Phyllis’ main passion in her life was her family and her friends. Nothing meant more to her. Phyllis and John were together over 35 years and married just over 31. Her son Sean was her greatest pride & joy. Any perceived slight of her boys was met with an instant and stern rebuke. She dubbed her family the Trio. And The Trio were always together. They did everything together, went everywhere together and centered their lives on each other, over the rest of the world. Phyllis was a willing volunteer with Sean’s schools from kindergarten all the way up to being a Band Mom in high school. Even when Sean was grown and flew the nest, her dedication as his mom and protector never wavered. In the normal course of life when distance was added, there was always a daily Trio phone call.


She was very close to her brothers James & John and to her sister Denise. They were each both siblings and best friends at the same time. Spirited discussions weren’t unknown, but they always ended in “I love you.”. She looked forward to any chance to spend time with them. She loved her mom, Nancy, and was very grateful to her. Their favorite topic was their beloved Yankees. They were able to see each other just before Phyllis left us.


Phyllis was a loving person who brought smiles to everyone who had the blessing to meet her. Even restaurant staff would fight over her! She enjoyed keeping in close touch with both childhood friends and recent friends. She would become a road warrior when there was a chance to meet a friend or family member. 2 hours or 20 hours, it was worth the trip to her every time.

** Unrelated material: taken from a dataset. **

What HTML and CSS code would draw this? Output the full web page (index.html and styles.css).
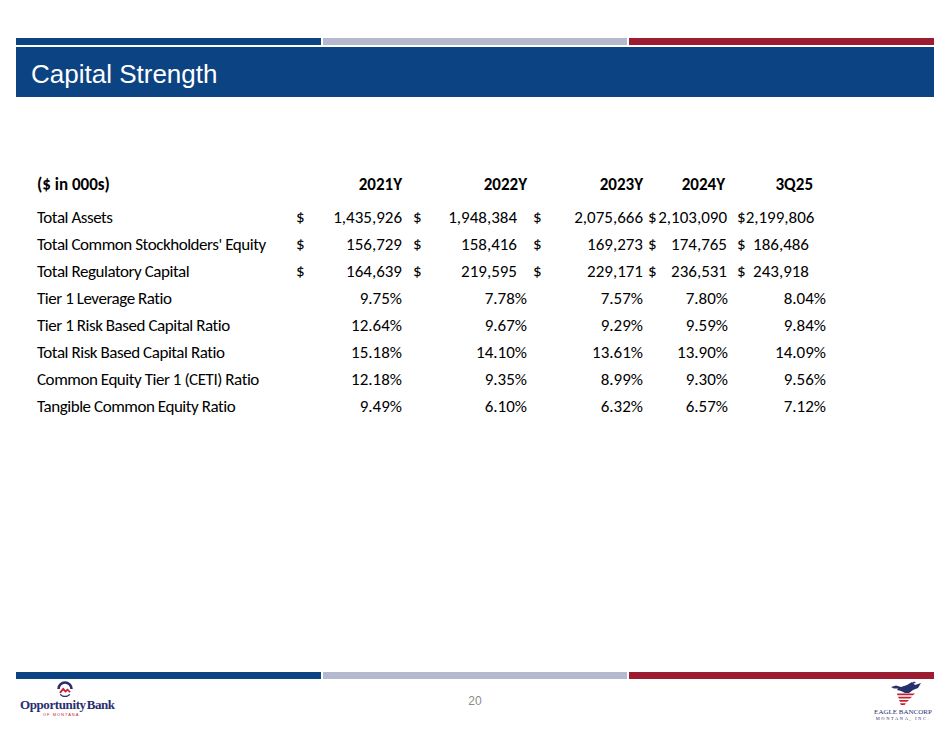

She was passionate and vocal about her values, both religious and political. Phyllis was a firm believer in her Catholic faith and traditions. She never wavered on that. Like everyone else, she would occasionally ask God, “Why?”, but she believed she was blessed in so many ways. Phyllis lived with many chronic health issues. But she addressed those issues openly, honestly and aggressively and with the awareness things could be worse.


Phyllis was taken from us way too soon. Life without her will be very different. She was a source of joy that will be missed by a great many people. She had an insightful wisdom when anyone asked her for advice and she also had the courage to respond honestly. We love you Phyllis, so much.